## Start Provided material

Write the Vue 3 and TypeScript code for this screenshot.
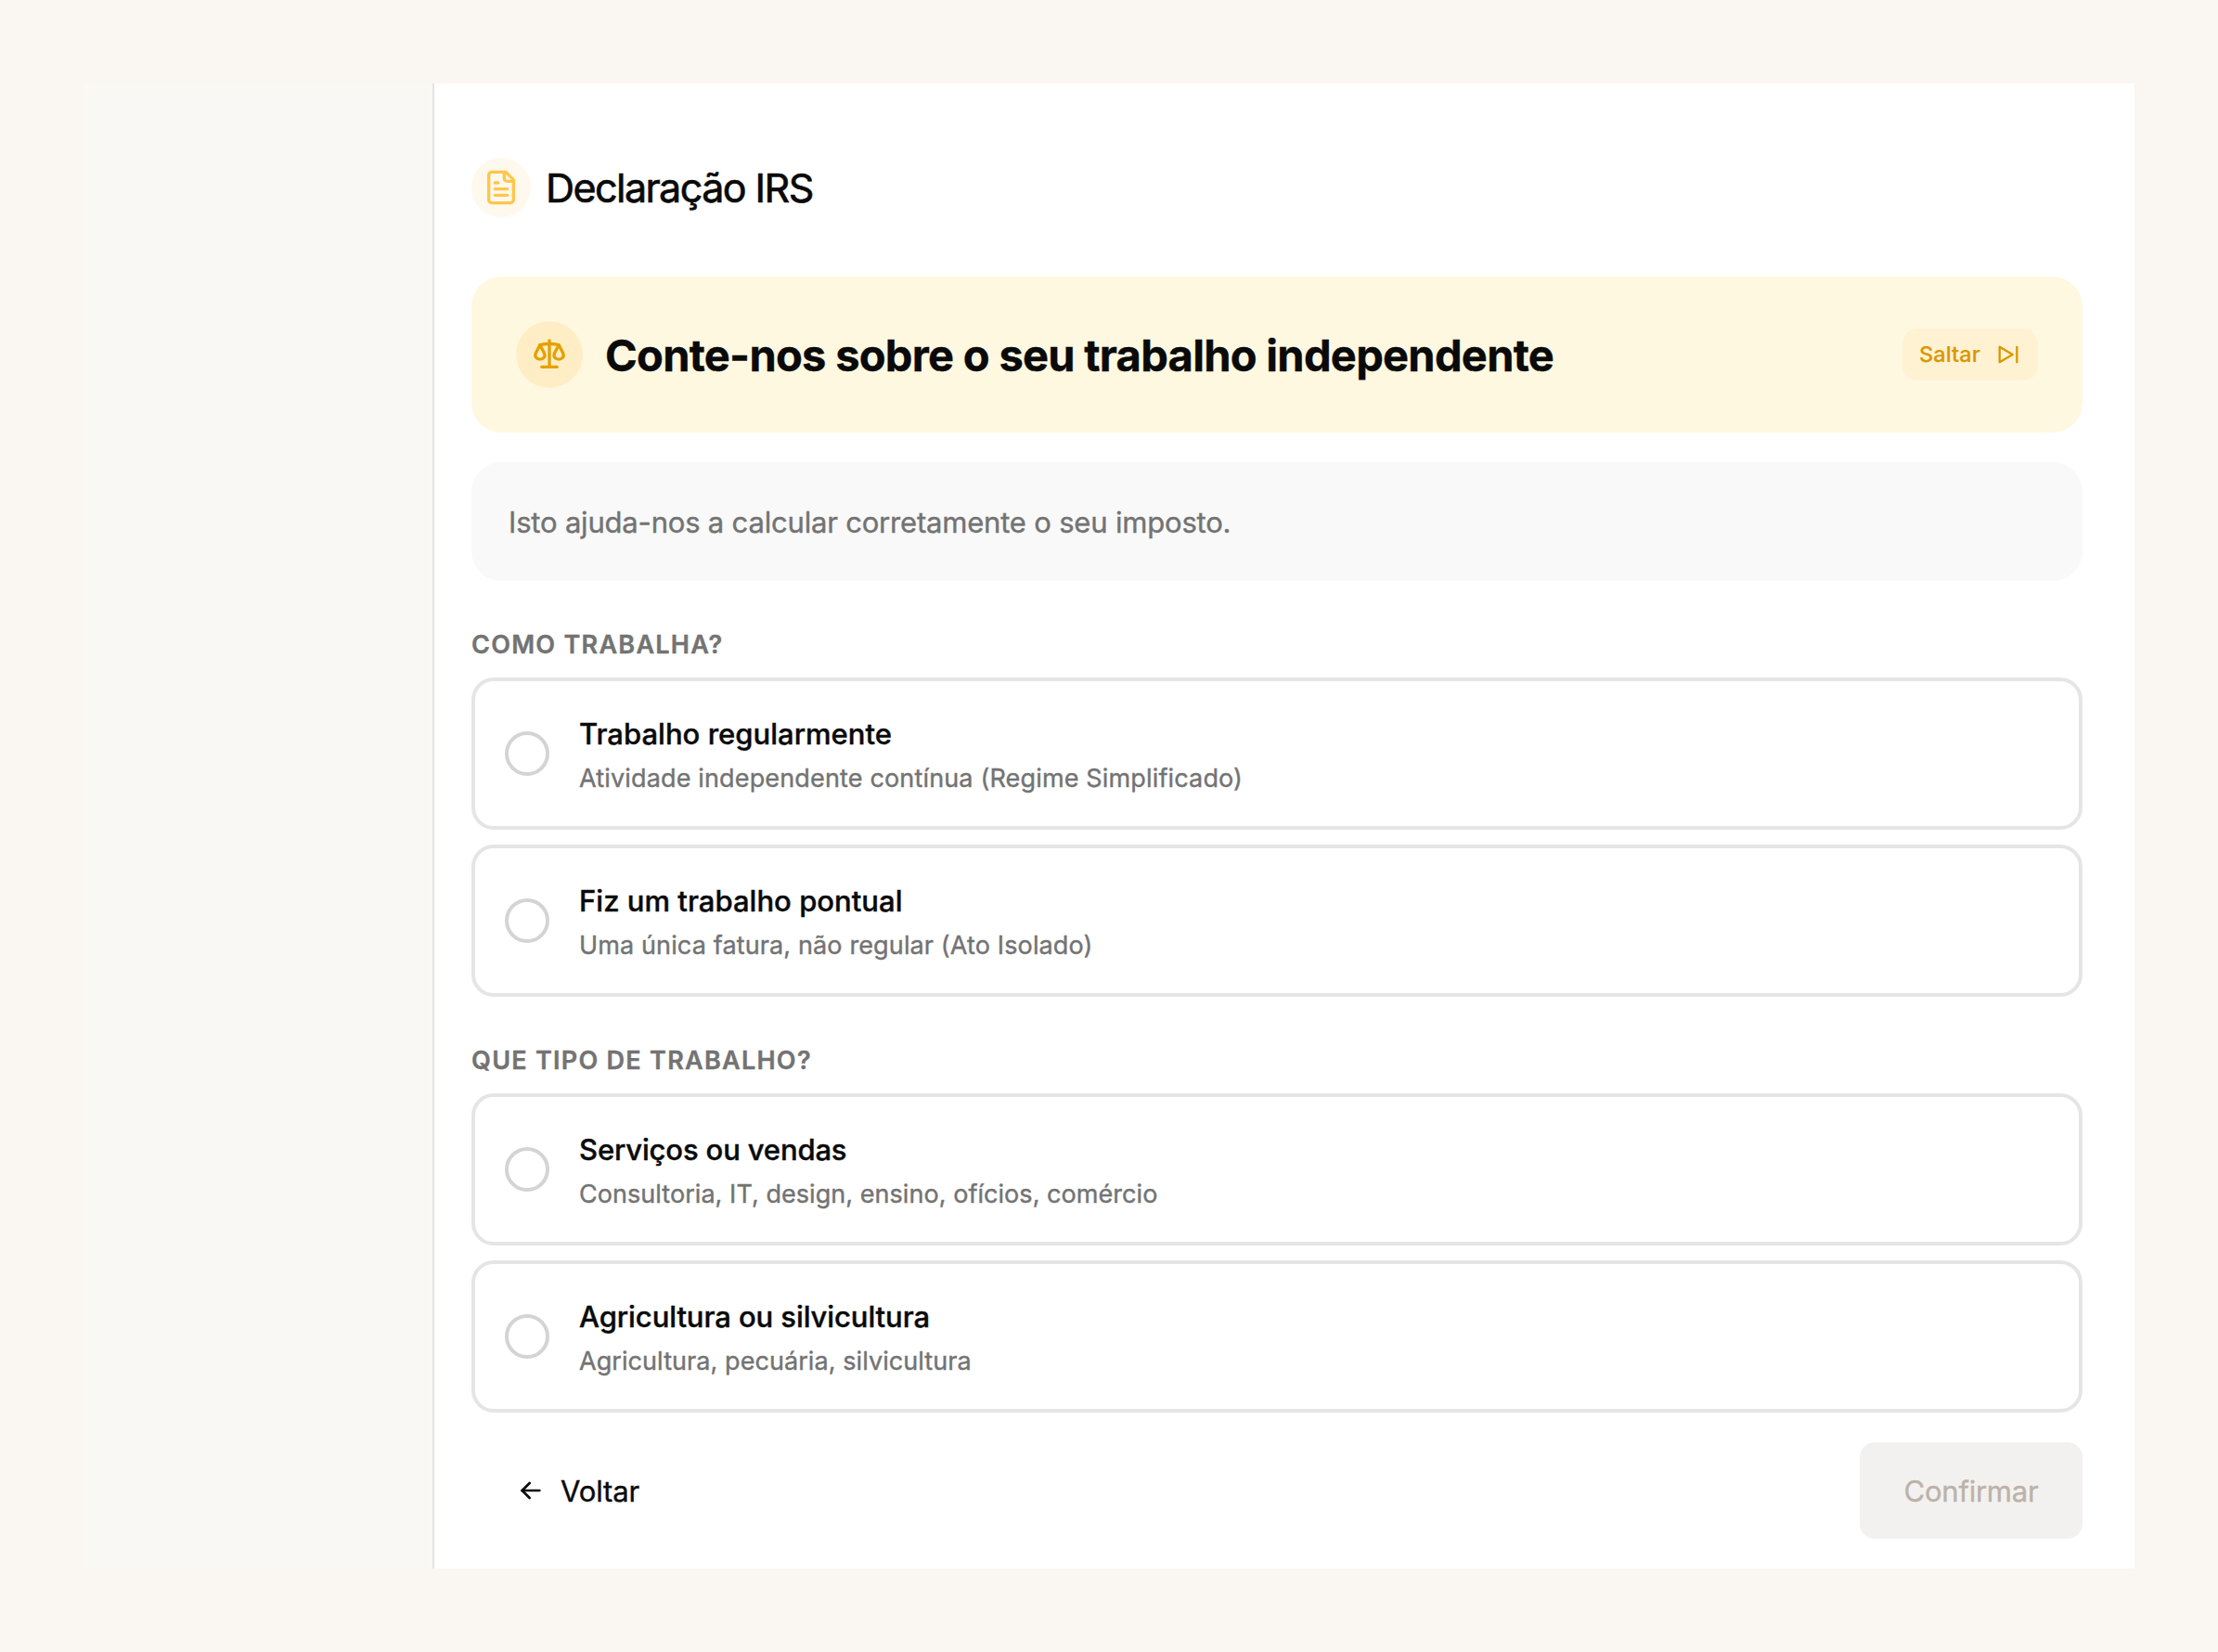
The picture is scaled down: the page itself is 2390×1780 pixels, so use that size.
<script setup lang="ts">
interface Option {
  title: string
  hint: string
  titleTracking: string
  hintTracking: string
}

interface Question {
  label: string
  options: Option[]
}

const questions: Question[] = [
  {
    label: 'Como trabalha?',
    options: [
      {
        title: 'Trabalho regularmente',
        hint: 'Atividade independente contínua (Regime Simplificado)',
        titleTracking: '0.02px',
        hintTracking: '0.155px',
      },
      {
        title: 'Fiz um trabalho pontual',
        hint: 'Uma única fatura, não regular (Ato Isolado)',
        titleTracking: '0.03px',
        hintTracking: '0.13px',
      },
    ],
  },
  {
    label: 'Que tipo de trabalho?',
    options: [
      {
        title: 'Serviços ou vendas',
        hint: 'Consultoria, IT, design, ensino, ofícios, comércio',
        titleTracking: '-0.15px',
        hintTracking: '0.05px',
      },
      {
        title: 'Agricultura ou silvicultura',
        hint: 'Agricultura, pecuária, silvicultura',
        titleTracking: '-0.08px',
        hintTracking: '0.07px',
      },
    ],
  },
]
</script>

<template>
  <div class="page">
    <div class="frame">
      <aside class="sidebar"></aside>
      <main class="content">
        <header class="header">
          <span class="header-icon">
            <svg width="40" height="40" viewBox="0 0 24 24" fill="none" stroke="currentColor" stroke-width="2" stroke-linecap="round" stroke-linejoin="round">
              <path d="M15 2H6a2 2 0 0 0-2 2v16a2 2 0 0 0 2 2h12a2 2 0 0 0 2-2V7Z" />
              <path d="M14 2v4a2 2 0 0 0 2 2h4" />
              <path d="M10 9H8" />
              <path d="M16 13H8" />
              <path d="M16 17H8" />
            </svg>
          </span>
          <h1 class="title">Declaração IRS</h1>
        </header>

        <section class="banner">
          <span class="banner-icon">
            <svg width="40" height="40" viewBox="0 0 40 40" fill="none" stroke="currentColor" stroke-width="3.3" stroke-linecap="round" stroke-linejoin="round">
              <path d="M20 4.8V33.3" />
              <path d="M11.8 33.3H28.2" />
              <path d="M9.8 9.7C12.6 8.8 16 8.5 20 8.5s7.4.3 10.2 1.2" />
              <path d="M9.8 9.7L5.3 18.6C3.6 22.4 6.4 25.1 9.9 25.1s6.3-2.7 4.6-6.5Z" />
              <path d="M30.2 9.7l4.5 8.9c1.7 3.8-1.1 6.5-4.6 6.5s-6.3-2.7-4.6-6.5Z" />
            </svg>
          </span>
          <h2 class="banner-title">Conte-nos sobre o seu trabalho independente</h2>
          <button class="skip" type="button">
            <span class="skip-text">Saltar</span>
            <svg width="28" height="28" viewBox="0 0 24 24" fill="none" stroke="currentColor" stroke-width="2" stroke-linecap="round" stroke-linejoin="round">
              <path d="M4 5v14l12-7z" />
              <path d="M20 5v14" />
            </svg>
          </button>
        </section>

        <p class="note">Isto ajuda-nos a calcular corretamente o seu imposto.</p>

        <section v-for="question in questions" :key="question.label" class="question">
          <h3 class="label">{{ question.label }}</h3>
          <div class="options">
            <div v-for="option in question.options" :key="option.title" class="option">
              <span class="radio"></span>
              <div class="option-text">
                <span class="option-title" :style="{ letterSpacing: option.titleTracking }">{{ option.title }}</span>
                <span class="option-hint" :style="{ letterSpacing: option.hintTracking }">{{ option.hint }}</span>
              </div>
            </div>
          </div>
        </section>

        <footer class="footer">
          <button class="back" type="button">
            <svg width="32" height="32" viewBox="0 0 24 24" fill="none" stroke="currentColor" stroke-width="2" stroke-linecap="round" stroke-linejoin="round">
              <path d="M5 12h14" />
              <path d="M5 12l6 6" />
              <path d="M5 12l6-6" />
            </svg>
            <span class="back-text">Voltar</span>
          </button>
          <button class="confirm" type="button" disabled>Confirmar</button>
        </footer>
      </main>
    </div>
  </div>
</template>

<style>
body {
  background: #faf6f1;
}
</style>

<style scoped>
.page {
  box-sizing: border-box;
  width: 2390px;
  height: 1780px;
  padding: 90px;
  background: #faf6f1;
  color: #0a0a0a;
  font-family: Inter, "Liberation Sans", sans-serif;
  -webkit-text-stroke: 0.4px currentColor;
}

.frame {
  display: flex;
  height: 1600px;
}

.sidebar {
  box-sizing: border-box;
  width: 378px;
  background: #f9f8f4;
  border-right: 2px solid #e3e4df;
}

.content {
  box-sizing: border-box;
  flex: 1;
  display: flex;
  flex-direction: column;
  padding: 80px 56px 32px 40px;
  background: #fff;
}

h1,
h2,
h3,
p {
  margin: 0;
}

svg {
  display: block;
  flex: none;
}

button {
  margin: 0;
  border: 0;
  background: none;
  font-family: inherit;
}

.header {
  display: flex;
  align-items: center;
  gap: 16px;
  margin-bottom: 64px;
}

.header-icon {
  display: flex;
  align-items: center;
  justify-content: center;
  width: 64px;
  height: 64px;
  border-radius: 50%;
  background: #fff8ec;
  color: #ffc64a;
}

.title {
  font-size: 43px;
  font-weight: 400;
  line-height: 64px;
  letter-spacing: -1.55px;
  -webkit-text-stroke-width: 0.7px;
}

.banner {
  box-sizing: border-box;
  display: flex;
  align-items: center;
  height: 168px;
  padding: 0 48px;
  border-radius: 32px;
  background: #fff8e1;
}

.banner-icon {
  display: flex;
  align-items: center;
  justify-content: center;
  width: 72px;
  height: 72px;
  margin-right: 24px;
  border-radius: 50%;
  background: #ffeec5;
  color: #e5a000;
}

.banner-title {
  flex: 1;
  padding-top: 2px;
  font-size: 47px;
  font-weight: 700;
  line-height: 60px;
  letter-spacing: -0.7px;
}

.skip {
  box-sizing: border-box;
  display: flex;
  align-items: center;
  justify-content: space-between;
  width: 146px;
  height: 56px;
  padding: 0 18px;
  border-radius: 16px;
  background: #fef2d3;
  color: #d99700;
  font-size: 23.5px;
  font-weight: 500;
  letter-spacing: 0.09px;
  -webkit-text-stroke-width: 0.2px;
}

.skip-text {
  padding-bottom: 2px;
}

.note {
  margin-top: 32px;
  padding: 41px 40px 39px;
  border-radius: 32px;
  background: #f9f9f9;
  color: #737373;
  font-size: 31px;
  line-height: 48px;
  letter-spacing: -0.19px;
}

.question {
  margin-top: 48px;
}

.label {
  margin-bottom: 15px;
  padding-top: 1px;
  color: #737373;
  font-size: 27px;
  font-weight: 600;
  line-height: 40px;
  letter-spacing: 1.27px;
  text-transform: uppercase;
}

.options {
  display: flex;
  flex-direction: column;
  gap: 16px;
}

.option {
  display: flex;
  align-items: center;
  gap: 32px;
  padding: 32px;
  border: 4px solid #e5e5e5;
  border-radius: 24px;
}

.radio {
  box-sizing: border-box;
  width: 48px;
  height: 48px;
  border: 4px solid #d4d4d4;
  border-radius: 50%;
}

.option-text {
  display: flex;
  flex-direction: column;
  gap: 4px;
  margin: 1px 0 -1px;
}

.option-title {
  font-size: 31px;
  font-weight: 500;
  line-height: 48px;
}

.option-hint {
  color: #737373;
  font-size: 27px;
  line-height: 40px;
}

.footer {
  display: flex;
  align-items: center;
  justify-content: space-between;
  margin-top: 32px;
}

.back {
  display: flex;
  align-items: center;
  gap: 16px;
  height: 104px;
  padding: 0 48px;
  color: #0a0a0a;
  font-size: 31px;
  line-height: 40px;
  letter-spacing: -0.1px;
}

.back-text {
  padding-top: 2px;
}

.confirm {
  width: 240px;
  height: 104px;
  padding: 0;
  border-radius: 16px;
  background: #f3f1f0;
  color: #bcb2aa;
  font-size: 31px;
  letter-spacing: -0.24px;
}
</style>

## End Provided material

■ Exercise brief ■
Locate all lines that include the word "page" and copy them out.

■ Written solution ■
The picture is scaled down: the page itself is 2390×1780 pixels, so use that size.
  <div class="page">
.page {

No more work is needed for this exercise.